Because of the implementation of the QSPI module on this device, CPOL

and CPHA may be modified only once, typically during software

initialization. Changing CPOL and CPHA during operation is not

supported.

Not surprisingly, searching for "Because of the implementation of the QSPI module on this device" shows up exactly the same manuals. So those chapters are probably cut-and-paste because the silicon modules have also been cut-and-pasted to make that range of chips.

You have to believe them. Flipping those bits must do something "nasty" inside the chips, causing some internal clock glitches or something.

The Manual states that setting QMR[BAUD] to zero disables the QSPI. I'd suggest you try writing the QMR[BAUD] bits to zero, waiting for a while, changing CPOL and CPHA and then setting QMR[BAUD] bits again.

But note that if that was a workaround for this restriction then I'd expect Freescale would have mentioned it, So I'd expect it might still go wrong. But worth a try. Watch out that the problem inside the chip might be temperature/voltage/production/timing sensitive (these things usually are) so a workaround that works on the bench for one chip once may not work reliably on all 10,000 units you've sold world-wide.

As a designer I couldn't guarantee something like that would work unless I got confirmation from Freescale through my local sales rep. That's the only way to get this information - you're very unlikely to get that through this forum.

Freescale have other modules that don't work all that well. For instance he LCDC (LCD Controller) they have in some chips has to be disabled before some essential registers can be changed. But it doesn't have a "disable bit". The only way to stop it is to stop the clock to that module. If you do that WHILE it is in the middle of a DMA Transfer, then you stop it in the middle of that bus access and it never lets go! That results in a total lockup of the whole chip, The only way out of this is power cycle or Watchdog. The only way around this problem is to sit in a tight loop with interrupts disabled waiting for the next Vertical Retrace, then wait a bit, THEN stop it:

Re: MCF5329: Disabling LCDC can crash the CPU

Manuals are assembled from the versions of the module chapters that were current when the manual was assembled. Sometimes the later manuals are more up to date for the earlier chips, but you have to do your own "archaeology" on this. It is possible that the QSPI modules in chips other than those with that warning are affected, but the manuals didn't get updated.

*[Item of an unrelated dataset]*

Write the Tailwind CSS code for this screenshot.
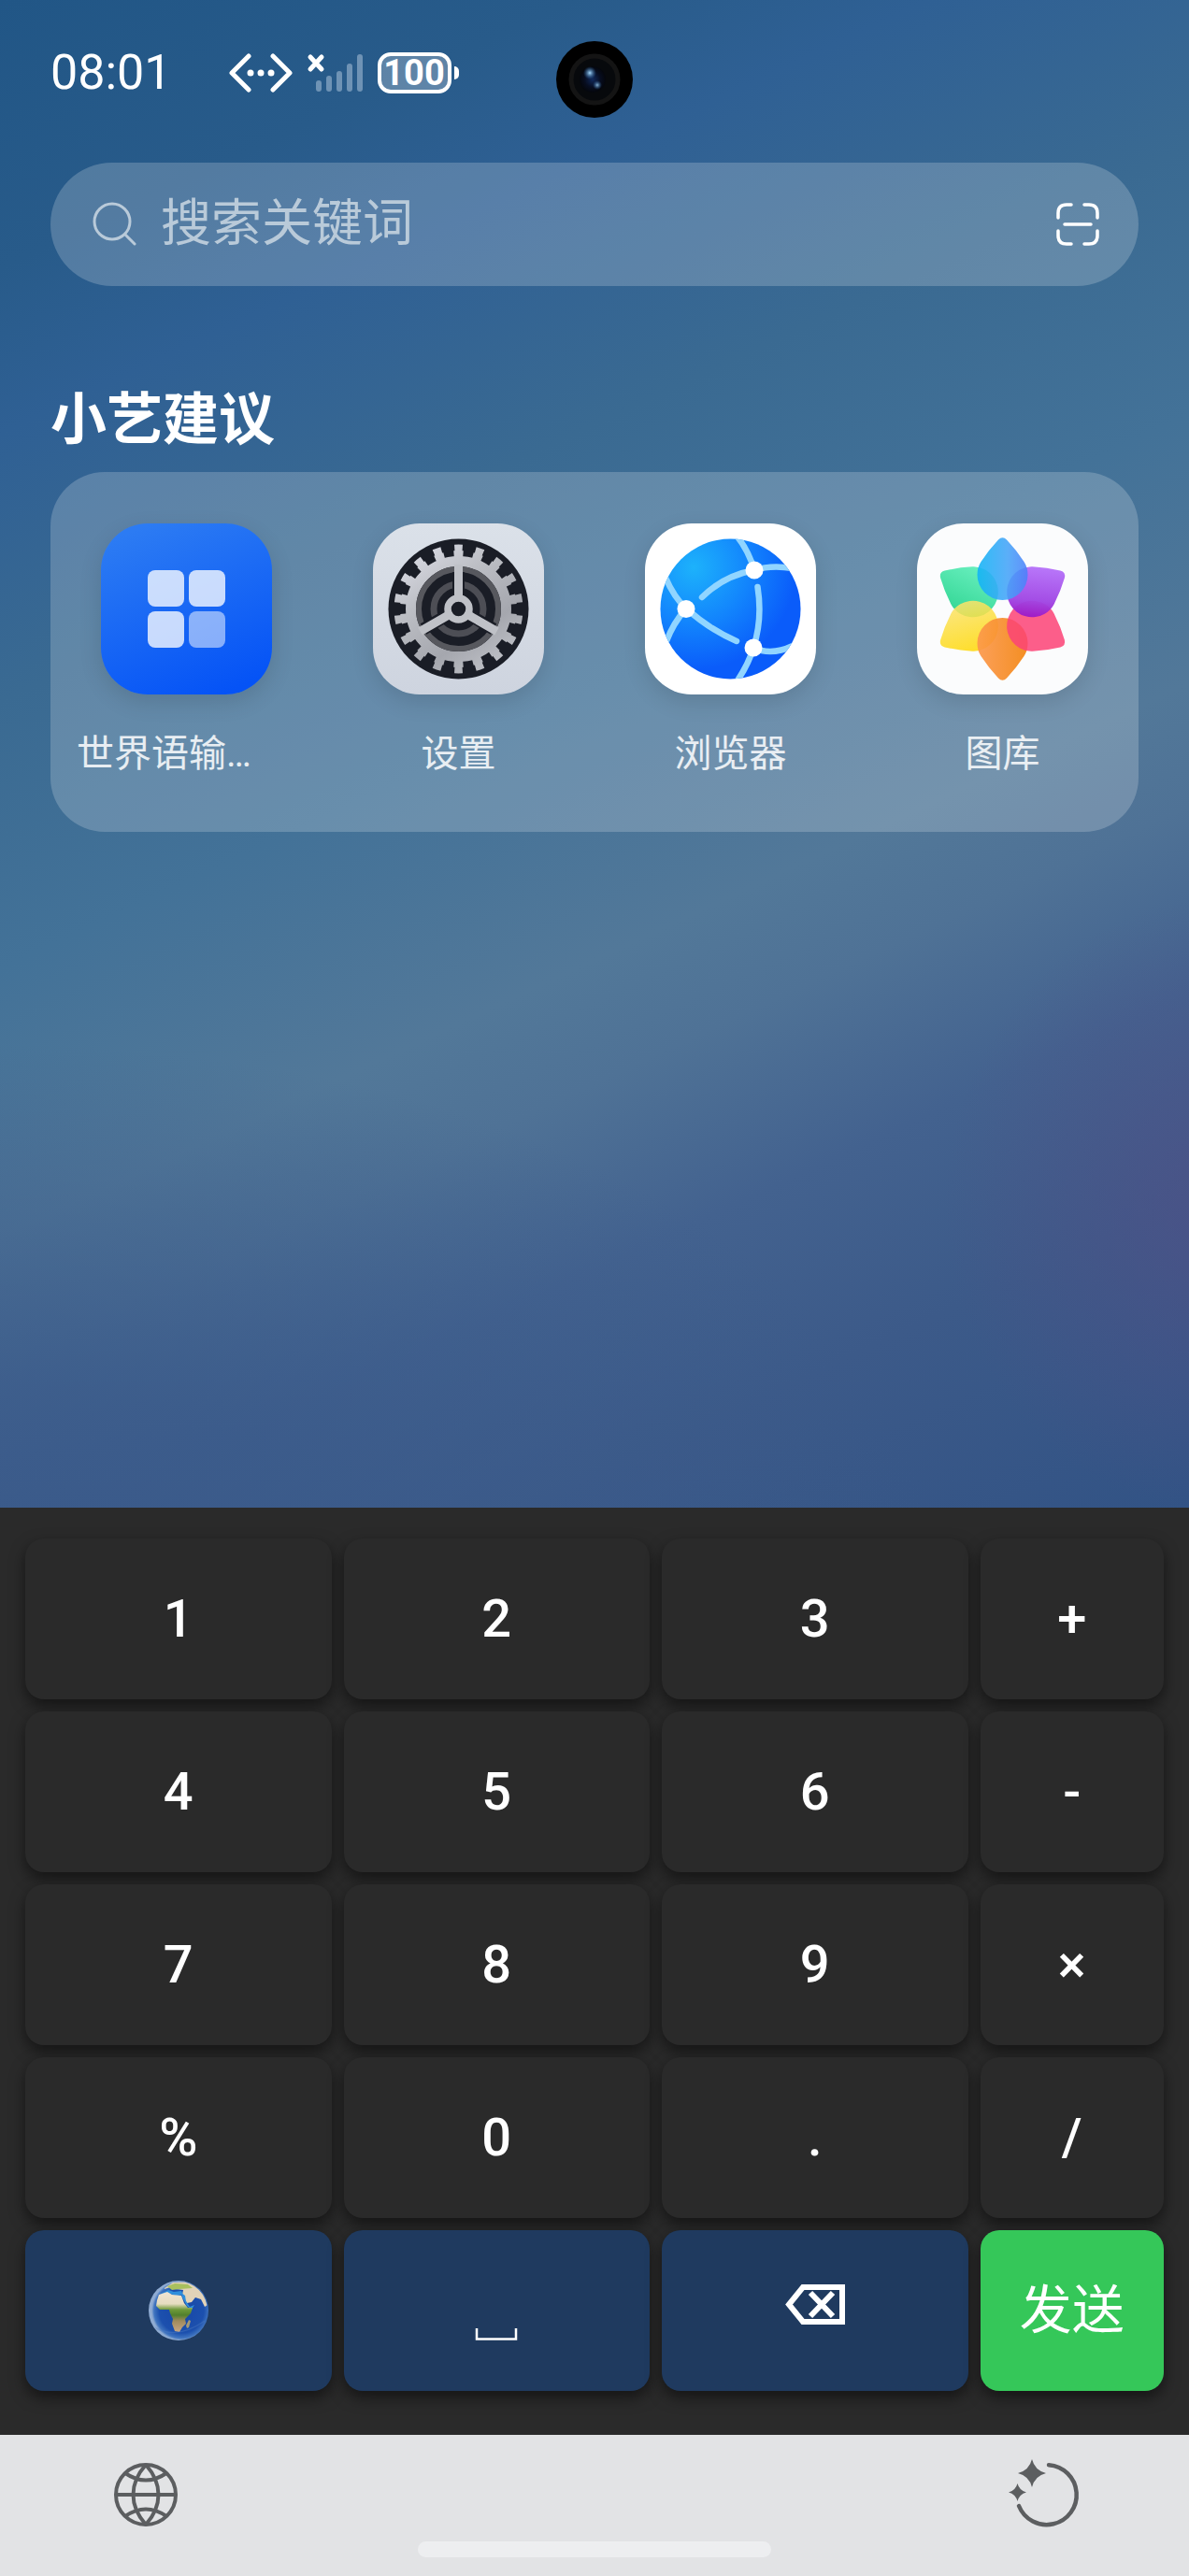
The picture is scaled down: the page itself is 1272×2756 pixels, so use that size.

There are some nasty traps in programming the ubiquitous PIT modules. This is compounded by the Header files they supply which don't allow essential byte-writes to one of the registers. Search for "Bear PIT" if you're interested.

> Has anyone been able to work around this?

External inverters in the clock line for the chips that are reversed would be an obvious solution.

You can always dynamically reprogram the QSPI pins to GPIO and bit-bang the chips that are the "wrong way around" while switching back to using the QSPI for the other ones.